_Source material_

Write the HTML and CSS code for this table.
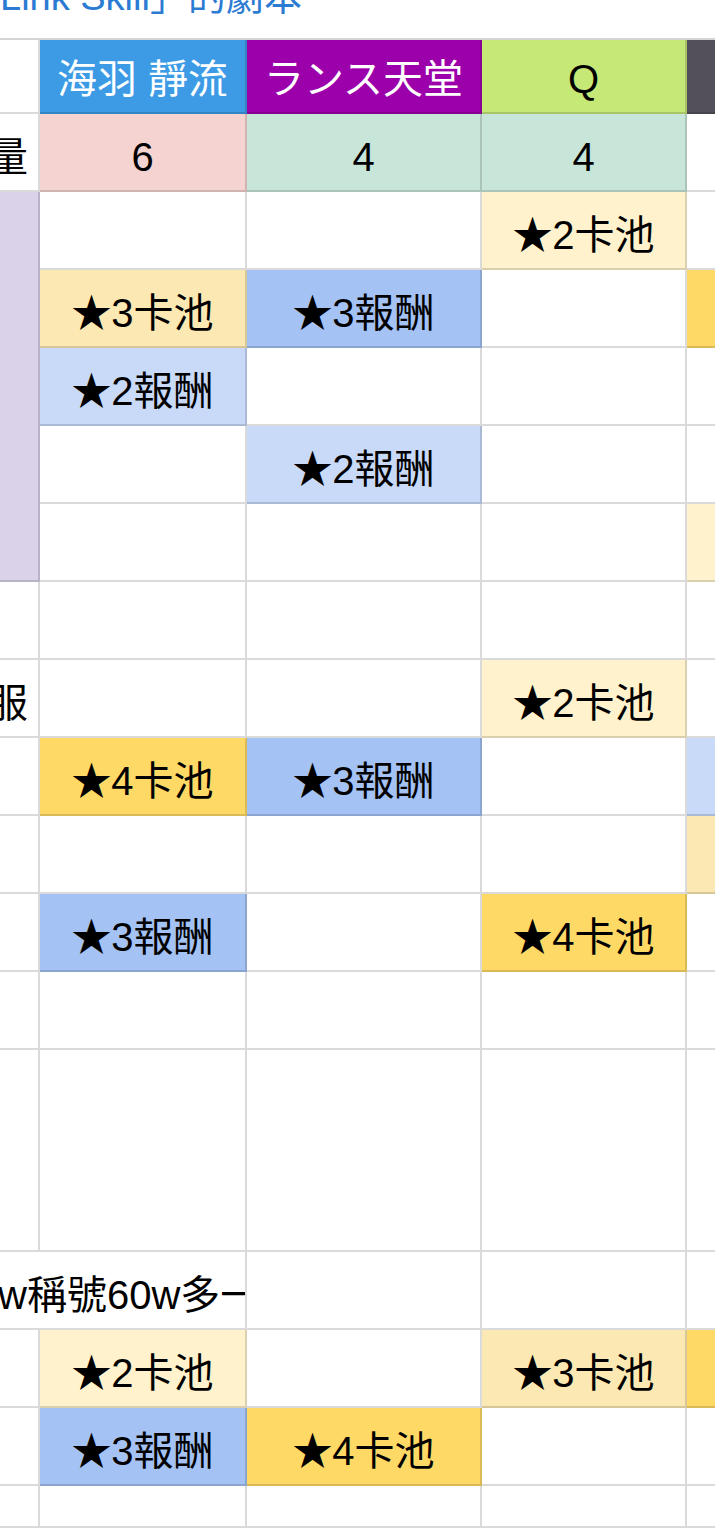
FILE: index.html
```html
<!DOCTYPE html>
<html lang="zh-Hant">
<head>
  <meta charset="UTF-8" />
  <meta name="viewport" content="width=device-width, initial-scale=1.0"/>
  <title>Link Skill 劇本</title>
  <link rel="stylesheet" href="styles.css">
</head>
<body>

<div class="title"><span class="title-text">Link Skill」的劇本</span></div>

<div class="sheet-wrap">
  <div class="sheet">
    <!-- header -->
    <div class="cell"></div>
    <div class="cell head blue">海羽 靜流</div>
    <div class="cell head purple">ランス天堂</div>
    <div class="cell head green">Q</div>
    <div class="cell head dark"></div>

    <!-- count -->
    <div class="cell label">數量</div>
    <div class="cell pink">6</div>
    <div class="cell teal">4</div>
    <div class="cell teal">4</div>
    <div class="cell"></div>

    <div class="cell lavender"></div>
    <div class="cell"></div>
    <div class="cell"></div>
    <div class="cell pool2">★2卡池</div>
    <div class="cell"></div>

    <div class="cell pool3">★3卡池</div>
    <div class="cell reward3">★3報酬</div>
    <div class="cell"></div>
    <div class="cell pool4">★4卡池</div>

    <div class="cell reward2">★2報酬</div>
    <div class="cell"></div>
    <div class="cell"></div>
    <div class="cell"></div>

    <div class="cell"></div>
    <div class="cell reward2">★2報酬</div>
    <div class="cell"></div>
    <div class="cell"></div>

    <div class="cell"></div>
    <div class="cell"></div>
    <div class="cell"></div>
    <div class="cell pool2">★2卡池</div>

    <div class="cell"></div>
    <div class="cell"></div>
    <div class="cell"></div>
    <div class="cell"></div>
    <div class="cell"></div>

    <div class="cell label">衣服</div>
    <div class="cell"></div>
    <div class="cell"></div>
    <div class="cell pool2">★2卡池</div>
    <div class="cell"></div>

    <div class="cell"></div>
    <div class="cell pool4">★4卡池</div>
    <div class="cell reward3">★3報酬</div>
    <div class="cell"></div>
    <div class="cell reward2">★2報酬</div>

    <div class="cell"></div>
    <div class="cell"></div>
    <div class="cell"></div>
    <div class="cell"></div>
    <div class="cell pool3">★3卡池</div>

    <div class="cell"></div>
    <div class="cell reward3">★3報酬</div>
    <div class="cell"></div>
    <div class="cell pool4">★4卡池</div>
    <div class="cell"></div>

    <div class="cell"></div>
    <div class="cell"></div>
    <div class="cell"></div>
    <div class="cell"></div>
    <div class="cell"></div>

    <!-- tall row -->
    <div class="cell"></div>
    <div class="cell"></div>
    <div class="cell"></div>
    <div class="cell"></div>
    <div class="cell"></div>

    <div class="cell spill"><span class="spill-text">w稱號60w多一</span></div>
    <div class="cell"></div>
    <div class="cell"></div>
    <div class="cell"></div>

    <div class="cell"></div>
    <div class="cell pool2">★2卡池</div>
    <div class="cell"></div>
    <div class="cell pool3">★3卡池</div>
    <div class="cell pool4">★4卡池</div>

    <div class="cell"></div>
    <div class="cell reward3">★3報酬</div>
    <div class="cell pool4">★4卡池</div>
    <div class="cell"></div>
    <div class="cell"></div>

    <div class="cell"></div>
    <div class="cell"></div>
    <div class="cell"></div>
    <div class="cell"></div>
    <div class="cell"></div>
  </div>
</div>

</body>
</html>
```

FILE: styles.css
```css
body {
  margin: 0;
  font-family: "Liberation Sans", "Noto Sans CJK TC", sans-serif;
  background: #fff;
  color: #000;
  overflow: hidden;
}
.title {
  height: 38px;
  overflow: hidden;
  color: #2c7bd3;
  font-size: 38px;
  white-space: nowrap;
}
.title-text {
  display: block;
  line-height: 38px;
  margin-top: -22px;
}
.sheet-wrap {
  overflow: hidden;
  border-top: 2px solid #d4d4d4;
}
.sheet {
  display: grid;
  grid-template-columns: 40px 207px 235px 205px 205px;
  grid-template-rows: 74px repeat(12, 78px) 202px repeat(3, 78px) 42px;
  font-size: 40px;
}
.cell {
  box-sizing: border-box;
  display: flex;
  align-items: flex-end;
  justify-content: center;
  padding-bottom: 13px;
  line-height: 40px;
  border-right: 2px solid rgba(0, 0, 0, 0.145);
  border-bottom: 2px solid rgba(0, 0, 0, 0.145);
  white-space: nowrap;
  overflow: hidden;
  min-width: 0;
}
.label {
  justify-content: flex-end;
  padding-right: 10px;
}
.spill {
  grid-column: span 2;
  justify-content: flex-start;
}
.spill-text { margin-left: -2px; }

.head { color: #fff; }
.blue { background: #3d9be6; }
.purple { background: #9c00aa; }
.green { background: #c5e877; color: #000; }
.dark { background: #534f5b; }

.pink { background: #f4d3d1; }
.teal { background: #c7e6d9; }
.lavender {
  grid-row: span 5;
  background: #d9d2e9;
}

.pool2 { background: #fff2cc; }
.pool3 { background: #fce8b2; }
.pool4 { background: #ffd966; }
.reward2 { background: #c9daf8; }
.reward3 { background: #a4c2f4; }
```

_Exercise instructions_
Take the listing above and restate it word for word, without its pictures.

_Solution to the problem_
Write the HTML and CSS code for this table.
FILE: index.html
```html
<!DOCTYPE html>
<html lang="zh-Hant">
<head>
  <meta charset="UTF-8" />
  <meta name="viewport" content="width=device-width, initial-scale=1.0"/>
  <title>Link Skill 劇本</title>
  <link rel="stylesheet" href="styles.css">
</head>
<body>

<div class="title"><span class="title-text">Link Skill」的劇本</span></div>

<div class="sheet-wrap">
  <div class="sheet">
    <!-- header -->
    <div class="cell"></div>
    <div class="cell head blue">海羽 靜流</div>
    <div class="cell head purple">ランス天堂</div>
    <div class="cell head green">Q</div>
    <div class="cell head dark"></div>

    <!-- count -->
    <div class="cell label">數量</div>
    <div class="cell pink">6</div>
    <div class="cell teal">4</div>
    <div class="cell teal">4</div>
    <div class="cell"></div>

    <div class="cell lavender"></div>
    <div class="cell"></div>
    <div class="cell"></div>
    <div class="cell pool2">★2卡池</div>
    <div class="cell"></div>

    <div class="cell pool3">★3卡池</div>
    <div class="cell reward3">★3報酬</div>
    <div class="cell"></div>
    <div class="cell pool4">★4卡池</div>

    <div class="cell reward2">★2報酬</div>
    <div class="cell"></div>
    <div class="cell"></div>
    <div class="cell"></div>

    <div class="cell"></div>
    <div class="cell reward2">★2報酬</div>
    <div class="cell"></div>
    <div class="cell"></div>

    <div class="cell"></div>
    <div class="cell"></div>
    <div class="cell"></div>
    <div class="cell pool2">★2卡池</div>

    <div class="cell"></div>
    <div class="cell"></div>
    <div class="cell"></div>
    <div class="cell"></div>
    <div class="cell"></div>

    <div class="cell label">衣服</div>
    <div class="cell"></div>
    <div class="cell"></div>
    <div class="cell pool2">★2卡池</div>
    <div class="cell"></div>

    <div class="cell"></div>
    <div class="cell pool4">★4卡池</div>
    <div class="cell reward3">★3報酬</div>
    <div class="cell"></div>
    <div class="cell reward2">★2報酬</div>

    <div class="cell"></div>
    <div class="cell"></div>
    <div class="cell"></div>
    <div class="cell"></div>
    <div class="cell pool3">★3卡池</div>

    <div class="cell"></div>
    <div class="cell reward3">★3報酬</div>
    <div class="cell"></div>
    <div class="cell pool4">★4卡池</div>
    <div class="cell"></div>

    <div class="cell"></div>
    <div class="cell"></div>
    <div class="cell"></div>
    <div class="cell"></div>
    <div class="cell"></div>

    <!-- tall row -->
    <div class="cell"></div>
    <div class="cell"></div>
    <div class="cell"></div>
    <div class="cell"></div>
    <div class="cell"></div>

    <div class="cell spill"><span class="spill-text">w稱號60w多一</span></div>
    <div class="cell"></div>
    <div class="cell"></div>
    <div class="cell"></div>

    <div class="cell"></div>
    <div class="cell pool2">★2卡池</div>
    <div class="cell"></div>
    <div class="cell pool3">★3卡池</div>
    <div class="cell pool4">★4卡池</div>

    <div class="cell"></div>
    <div class="cell reward3">★3報酬</div>
    <div class="cell pool4">★4卡池</div>
    <div class="cell"></div>
    <div class="cell"></div>

    <div class="cell"></div>
    <div class="cell"></div>
    <div class="cell"></div>
    <div class="cell"></div>
    <div class="cell"></div>
  </div>
</div>

</body>
</html>
```

FILE: styles.css
```css
body {
  margin: 0;
  font-family: "Liberation Sans", "Noto Sans CJK TC", sans-serif;
  background: #fff;
  color: #000;
  overflow: hidden;
}
.title {
  height: 38px;
  overflow: hidden;
  color: #2c7bd3;
  font-size: 38px;
  white-space: nowrap;
}
.title-text {
  display: block;
  line-height: 38px;
  margin-top: -22px;
}
.sheet-wrap {
  overflow: hidden;
  border-top: 2px solid #d4d4d4;
}
.sheet {
  display: grid;
  grid-template-columns: 40px 207px 235px 205px 205px;
  grid-template-rows: 74px repeat(12, 78px) 202px repeat(3, 78px) 42px;
  font-size: 40px;
}
.cell {
  box-sizing: border-box;
  display: flex;
  align-items: flex-end;
  justify-content: center;
  padding-bottom: 13px;
  line-height: 40px;
  border-right: 2px solid rgba(0, 0, 0, 0.145);
  border-bottom: 2px solid rgba(0, 0, 0, 0.145);
  white-space: nowrap;
  overflow: hidden;
  min-width: 0;
}
.label {
  justify-content: flex-end;
  padding-right: 10px;
}
.spill {
  grid-column: span 2;
  justify-content: flex-start;
}
.spill-text { margin-left: -2px; }

.head { color: #fff; }
.blue { background: #3d9be6; }
.purple { background: #9c00aa; }
.green { background: #c5e877; color: #000; }
.dark { background: #534f5b; }

.pink { background: #f4d3d1; }
.teal { background: #c7e6d9; }
.lavender {
  grid-row: span 5;
  background: #d9d2e9;
}

.pool2 { background: #fff2cc; }
.pool3 { background: #fce8b2; }
.pool4 { background: #ffd966; }
.reward2 { background: #c9daf8; }
.reward3 { background: #a4c2f4; }
```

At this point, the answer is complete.